** begin Information provided **
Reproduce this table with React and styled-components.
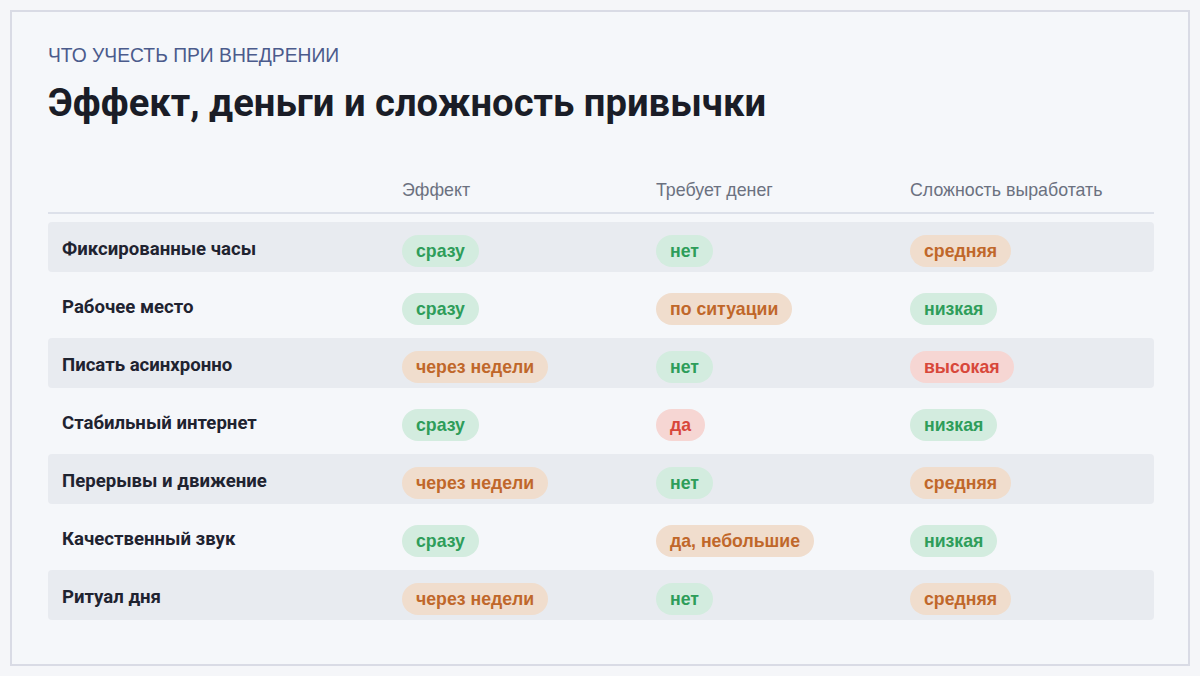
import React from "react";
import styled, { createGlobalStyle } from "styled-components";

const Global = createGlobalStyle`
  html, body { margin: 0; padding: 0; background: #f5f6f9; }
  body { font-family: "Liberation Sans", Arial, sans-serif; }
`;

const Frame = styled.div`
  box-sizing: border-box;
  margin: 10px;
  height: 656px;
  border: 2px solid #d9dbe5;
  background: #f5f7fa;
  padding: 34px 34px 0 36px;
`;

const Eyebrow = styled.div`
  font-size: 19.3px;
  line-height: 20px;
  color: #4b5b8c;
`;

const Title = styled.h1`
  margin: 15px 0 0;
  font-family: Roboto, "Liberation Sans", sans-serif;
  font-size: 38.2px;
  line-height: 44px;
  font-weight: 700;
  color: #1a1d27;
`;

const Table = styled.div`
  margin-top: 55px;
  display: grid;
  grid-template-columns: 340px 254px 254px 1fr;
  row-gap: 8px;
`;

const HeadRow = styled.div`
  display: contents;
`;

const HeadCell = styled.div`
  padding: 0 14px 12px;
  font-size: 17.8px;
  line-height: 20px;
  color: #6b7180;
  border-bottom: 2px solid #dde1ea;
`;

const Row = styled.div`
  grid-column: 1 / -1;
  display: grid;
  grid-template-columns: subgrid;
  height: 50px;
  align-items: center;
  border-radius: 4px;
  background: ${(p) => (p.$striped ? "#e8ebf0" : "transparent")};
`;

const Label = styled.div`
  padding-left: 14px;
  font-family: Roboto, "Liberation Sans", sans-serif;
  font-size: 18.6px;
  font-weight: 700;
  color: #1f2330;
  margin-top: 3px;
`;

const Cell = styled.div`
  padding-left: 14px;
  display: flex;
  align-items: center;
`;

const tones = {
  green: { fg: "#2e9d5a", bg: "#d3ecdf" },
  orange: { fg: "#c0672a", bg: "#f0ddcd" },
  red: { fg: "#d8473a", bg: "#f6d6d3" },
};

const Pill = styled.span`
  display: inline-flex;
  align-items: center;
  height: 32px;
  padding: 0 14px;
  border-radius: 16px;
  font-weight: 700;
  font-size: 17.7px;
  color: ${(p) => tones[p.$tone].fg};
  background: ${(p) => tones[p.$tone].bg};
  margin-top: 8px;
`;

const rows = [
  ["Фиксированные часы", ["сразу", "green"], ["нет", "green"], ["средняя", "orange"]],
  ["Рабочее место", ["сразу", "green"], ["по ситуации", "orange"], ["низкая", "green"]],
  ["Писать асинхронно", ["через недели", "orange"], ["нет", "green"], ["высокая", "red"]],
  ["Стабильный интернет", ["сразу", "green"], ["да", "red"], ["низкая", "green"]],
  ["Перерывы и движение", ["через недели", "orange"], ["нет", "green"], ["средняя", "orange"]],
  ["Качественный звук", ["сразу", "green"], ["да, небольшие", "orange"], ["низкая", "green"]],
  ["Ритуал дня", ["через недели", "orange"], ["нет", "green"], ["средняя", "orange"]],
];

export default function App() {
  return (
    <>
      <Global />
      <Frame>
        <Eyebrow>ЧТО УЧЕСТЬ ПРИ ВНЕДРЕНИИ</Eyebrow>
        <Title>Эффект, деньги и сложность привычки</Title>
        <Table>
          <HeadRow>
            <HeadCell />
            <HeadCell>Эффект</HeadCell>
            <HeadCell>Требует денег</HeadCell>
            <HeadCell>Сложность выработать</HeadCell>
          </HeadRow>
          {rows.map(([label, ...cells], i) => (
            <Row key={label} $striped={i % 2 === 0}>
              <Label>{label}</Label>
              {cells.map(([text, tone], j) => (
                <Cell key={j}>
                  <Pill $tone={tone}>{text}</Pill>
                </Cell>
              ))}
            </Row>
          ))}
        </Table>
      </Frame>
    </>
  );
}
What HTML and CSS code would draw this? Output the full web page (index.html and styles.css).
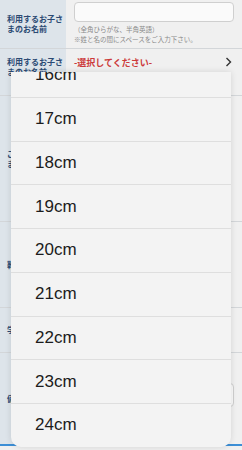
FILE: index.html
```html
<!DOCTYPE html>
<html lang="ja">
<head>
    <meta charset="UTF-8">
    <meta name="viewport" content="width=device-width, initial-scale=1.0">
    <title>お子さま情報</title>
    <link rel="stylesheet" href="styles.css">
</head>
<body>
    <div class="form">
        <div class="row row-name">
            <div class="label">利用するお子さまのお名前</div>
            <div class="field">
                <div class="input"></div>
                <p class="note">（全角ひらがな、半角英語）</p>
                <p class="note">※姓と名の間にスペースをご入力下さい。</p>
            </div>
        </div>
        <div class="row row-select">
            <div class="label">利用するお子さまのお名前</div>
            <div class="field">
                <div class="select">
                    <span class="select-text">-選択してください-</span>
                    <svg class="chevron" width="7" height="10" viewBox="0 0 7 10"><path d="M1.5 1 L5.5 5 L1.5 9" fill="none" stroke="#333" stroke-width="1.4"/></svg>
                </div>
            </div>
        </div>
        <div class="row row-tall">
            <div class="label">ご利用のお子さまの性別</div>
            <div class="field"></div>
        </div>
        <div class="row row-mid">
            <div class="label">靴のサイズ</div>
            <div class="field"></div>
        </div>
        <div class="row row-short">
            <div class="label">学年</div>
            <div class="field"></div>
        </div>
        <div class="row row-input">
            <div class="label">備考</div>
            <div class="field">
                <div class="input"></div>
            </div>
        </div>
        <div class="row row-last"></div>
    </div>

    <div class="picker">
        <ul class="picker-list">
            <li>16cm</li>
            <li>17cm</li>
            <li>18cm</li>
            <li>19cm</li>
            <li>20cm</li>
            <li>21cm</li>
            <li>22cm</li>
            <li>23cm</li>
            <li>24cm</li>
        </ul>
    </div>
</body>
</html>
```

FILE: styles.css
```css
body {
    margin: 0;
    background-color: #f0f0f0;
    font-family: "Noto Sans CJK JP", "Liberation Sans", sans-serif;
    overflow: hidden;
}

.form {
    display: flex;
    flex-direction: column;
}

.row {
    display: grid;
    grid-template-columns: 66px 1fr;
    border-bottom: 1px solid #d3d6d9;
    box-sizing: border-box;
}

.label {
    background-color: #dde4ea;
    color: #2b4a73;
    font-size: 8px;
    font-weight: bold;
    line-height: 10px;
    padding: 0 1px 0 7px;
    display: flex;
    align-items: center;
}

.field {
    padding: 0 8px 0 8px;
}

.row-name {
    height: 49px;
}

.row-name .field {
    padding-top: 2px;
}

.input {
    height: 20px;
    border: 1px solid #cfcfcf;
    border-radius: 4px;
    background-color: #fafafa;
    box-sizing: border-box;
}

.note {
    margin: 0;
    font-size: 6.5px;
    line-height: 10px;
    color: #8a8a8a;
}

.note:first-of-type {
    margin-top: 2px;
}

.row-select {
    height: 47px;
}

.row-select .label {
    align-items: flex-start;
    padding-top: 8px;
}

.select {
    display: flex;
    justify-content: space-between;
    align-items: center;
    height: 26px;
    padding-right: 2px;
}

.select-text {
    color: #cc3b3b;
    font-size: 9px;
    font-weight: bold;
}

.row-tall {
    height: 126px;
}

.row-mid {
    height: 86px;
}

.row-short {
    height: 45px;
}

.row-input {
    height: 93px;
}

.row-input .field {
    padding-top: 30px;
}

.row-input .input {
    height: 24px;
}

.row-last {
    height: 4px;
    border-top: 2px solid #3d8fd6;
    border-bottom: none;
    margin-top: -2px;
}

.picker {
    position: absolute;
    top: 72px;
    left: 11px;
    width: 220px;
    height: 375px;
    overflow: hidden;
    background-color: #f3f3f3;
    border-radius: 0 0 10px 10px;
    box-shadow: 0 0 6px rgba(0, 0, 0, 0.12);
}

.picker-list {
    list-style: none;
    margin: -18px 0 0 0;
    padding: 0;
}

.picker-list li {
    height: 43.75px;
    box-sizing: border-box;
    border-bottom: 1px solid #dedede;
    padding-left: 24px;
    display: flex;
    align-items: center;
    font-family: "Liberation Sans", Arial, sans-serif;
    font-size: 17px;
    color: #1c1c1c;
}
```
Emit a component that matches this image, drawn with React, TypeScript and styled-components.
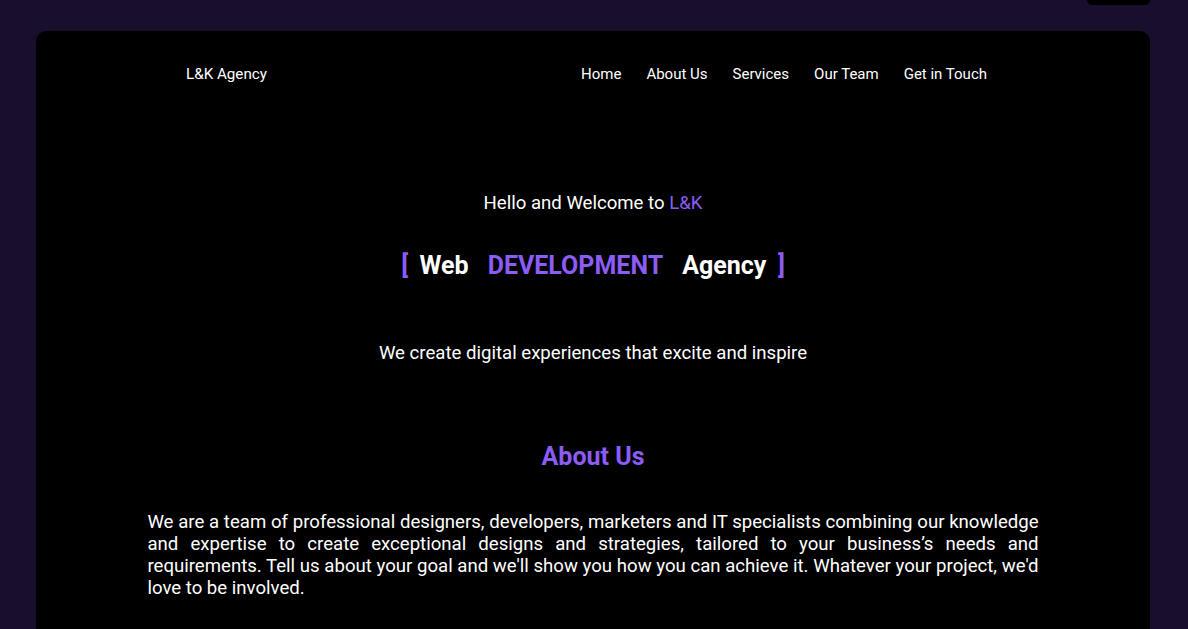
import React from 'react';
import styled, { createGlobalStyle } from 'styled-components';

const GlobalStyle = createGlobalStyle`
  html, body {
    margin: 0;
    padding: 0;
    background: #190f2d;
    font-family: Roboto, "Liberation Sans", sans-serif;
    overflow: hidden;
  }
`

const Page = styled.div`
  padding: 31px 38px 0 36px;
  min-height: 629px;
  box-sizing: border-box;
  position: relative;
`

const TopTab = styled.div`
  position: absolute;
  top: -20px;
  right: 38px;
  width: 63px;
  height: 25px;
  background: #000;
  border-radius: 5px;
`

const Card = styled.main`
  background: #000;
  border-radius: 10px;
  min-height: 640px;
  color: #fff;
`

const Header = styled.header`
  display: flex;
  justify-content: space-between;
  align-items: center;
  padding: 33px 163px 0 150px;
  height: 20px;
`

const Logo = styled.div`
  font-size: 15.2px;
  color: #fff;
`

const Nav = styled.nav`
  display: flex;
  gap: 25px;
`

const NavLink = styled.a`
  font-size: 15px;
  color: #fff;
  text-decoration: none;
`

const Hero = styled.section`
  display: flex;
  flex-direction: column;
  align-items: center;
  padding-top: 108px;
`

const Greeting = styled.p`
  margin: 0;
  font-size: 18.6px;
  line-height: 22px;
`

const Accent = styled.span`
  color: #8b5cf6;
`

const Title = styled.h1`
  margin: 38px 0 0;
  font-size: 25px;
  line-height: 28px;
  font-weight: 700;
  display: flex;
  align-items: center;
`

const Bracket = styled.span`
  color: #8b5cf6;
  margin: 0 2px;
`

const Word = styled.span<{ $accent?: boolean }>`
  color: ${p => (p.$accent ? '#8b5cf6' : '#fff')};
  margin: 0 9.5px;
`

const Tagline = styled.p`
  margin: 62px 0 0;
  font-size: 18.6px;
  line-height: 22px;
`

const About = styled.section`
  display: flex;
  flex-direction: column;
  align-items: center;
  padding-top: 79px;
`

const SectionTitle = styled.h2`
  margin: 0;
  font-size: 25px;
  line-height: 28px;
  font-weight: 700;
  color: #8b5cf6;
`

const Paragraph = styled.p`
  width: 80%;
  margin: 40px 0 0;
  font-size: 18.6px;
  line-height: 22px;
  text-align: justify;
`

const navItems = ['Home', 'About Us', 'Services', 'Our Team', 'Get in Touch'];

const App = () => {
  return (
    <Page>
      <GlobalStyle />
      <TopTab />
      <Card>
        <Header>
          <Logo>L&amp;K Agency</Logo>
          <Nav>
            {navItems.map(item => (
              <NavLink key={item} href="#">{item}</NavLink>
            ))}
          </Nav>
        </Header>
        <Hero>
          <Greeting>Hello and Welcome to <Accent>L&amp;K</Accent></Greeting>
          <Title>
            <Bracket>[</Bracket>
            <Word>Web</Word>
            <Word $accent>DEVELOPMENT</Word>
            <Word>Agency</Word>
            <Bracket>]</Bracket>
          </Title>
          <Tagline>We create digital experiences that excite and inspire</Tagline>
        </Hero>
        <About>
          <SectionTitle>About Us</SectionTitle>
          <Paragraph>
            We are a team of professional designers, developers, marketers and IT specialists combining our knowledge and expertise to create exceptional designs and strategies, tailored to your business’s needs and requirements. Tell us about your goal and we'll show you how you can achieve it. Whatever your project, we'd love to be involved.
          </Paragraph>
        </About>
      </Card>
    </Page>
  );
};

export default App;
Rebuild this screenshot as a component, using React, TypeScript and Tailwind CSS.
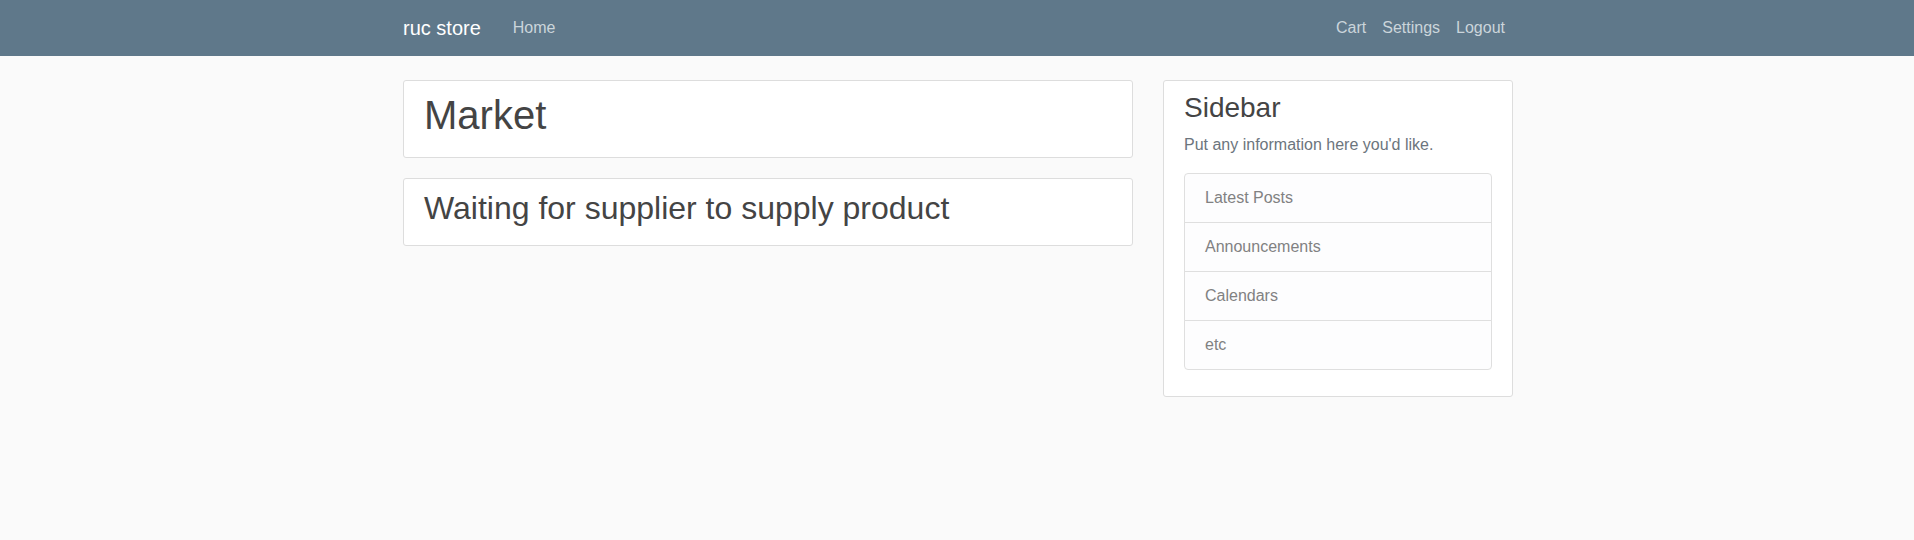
** end Information provided **
Exercise directions » In the entries above, find every line holding the word "with" and copy it out.

Complete output »
Reproduce this table with React and styled-components.
Emit a component that matches this image, drawn with React, TypeScript and styled-components.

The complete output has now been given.